--- begin Source data ---
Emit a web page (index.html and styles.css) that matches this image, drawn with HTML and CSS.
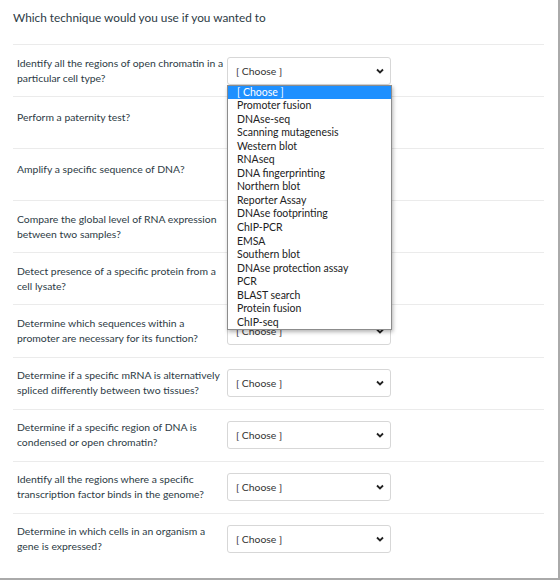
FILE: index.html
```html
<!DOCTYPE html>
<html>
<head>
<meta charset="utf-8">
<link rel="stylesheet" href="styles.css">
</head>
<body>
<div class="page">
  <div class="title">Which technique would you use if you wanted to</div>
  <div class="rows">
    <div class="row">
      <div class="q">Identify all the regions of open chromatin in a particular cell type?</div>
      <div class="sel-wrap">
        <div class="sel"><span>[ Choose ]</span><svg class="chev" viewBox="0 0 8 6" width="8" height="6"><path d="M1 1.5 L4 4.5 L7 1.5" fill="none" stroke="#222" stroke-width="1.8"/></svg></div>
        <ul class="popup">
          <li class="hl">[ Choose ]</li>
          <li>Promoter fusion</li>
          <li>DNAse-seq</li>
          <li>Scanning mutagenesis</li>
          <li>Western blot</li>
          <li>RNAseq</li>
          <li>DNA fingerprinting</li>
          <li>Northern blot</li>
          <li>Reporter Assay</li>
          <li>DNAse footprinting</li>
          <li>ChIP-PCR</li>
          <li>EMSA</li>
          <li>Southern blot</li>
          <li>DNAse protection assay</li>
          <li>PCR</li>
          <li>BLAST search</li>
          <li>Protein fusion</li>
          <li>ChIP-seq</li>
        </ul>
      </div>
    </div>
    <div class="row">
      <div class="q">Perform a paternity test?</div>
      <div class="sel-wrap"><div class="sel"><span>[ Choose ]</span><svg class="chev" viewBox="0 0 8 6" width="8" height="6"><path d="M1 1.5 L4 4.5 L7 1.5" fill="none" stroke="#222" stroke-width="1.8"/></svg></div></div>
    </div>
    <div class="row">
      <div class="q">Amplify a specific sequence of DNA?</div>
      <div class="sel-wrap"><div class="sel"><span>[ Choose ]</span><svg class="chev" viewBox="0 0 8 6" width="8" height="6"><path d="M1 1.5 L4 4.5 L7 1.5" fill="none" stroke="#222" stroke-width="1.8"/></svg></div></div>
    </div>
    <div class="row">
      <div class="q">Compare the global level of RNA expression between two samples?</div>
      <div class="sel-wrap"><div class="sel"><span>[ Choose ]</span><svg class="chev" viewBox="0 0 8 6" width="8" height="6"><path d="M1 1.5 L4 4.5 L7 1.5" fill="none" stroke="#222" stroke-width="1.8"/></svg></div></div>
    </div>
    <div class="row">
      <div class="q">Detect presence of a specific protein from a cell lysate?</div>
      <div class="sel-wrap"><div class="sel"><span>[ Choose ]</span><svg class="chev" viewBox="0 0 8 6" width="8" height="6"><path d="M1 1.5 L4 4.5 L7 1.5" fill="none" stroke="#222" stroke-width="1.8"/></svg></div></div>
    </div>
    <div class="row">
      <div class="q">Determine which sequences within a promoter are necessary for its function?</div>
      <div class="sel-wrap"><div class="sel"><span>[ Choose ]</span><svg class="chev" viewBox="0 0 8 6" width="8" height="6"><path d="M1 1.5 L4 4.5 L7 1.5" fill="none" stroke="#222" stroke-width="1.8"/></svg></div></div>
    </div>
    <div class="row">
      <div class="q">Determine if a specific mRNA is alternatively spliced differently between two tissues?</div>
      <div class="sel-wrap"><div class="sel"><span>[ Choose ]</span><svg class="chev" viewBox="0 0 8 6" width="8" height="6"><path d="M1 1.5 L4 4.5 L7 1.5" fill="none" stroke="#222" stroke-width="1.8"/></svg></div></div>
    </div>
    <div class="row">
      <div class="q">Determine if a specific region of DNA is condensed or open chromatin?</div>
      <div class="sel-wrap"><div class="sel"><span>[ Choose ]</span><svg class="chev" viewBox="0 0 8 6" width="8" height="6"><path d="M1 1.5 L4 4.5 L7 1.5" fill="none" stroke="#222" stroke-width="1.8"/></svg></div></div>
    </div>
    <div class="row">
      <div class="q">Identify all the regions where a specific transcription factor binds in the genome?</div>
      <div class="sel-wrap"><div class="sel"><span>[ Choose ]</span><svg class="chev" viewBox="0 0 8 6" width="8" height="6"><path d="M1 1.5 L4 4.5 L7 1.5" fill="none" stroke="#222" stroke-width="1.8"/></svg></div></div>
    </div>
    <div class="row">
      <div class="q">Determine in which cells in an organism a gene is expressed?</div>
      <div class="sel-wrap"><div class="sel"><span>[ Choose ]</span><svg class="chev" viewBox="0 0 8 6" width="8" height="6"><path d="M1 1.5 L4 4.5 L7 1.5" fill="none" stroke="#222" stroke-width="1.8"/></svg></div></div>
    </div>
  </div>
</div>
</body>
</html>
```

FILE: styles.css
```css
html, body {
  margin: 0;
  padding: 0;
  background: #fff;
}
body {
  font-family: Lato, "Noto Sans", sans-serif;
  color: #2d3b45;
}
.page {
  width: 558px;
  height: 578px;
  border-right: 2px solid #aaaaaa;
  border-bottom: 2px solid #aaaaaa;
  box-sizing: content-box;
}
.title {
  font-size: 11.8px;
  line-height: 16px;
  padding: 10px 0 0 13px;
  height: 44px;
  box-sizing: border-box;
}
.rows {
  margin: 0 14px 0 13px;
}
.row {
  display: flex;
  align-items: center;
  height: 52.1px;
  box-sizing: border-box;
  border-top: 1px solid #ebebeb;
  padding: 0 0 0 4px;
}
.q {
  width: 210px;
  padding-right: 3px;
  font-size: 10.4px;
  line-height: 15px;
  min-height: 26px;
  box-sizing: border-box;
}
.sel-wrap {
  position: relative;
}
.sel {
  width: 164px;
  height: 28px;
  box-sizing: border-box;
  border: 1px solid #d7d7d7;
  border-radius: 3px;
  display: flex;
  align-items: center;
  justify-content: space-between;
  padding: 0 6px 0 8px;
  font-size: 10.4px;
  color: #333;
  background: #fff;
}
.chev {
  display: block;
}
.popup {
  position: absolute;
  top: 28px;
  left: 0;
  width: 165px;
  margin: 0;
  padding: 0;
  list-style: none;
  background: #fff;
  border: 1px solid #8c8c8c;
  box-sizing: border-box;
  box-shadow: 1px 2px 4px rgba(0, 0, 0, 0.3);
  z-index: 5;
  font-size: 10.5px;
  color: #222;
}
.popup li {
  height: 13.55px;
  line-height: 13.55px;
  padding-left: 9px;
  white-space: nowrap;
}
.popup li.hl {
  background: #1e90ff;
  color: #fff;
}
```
--- end Source data ---
== Written exercise ==
Of the lines in this material, state how many hold the string "index". Write no other words.

== Written answer ==
3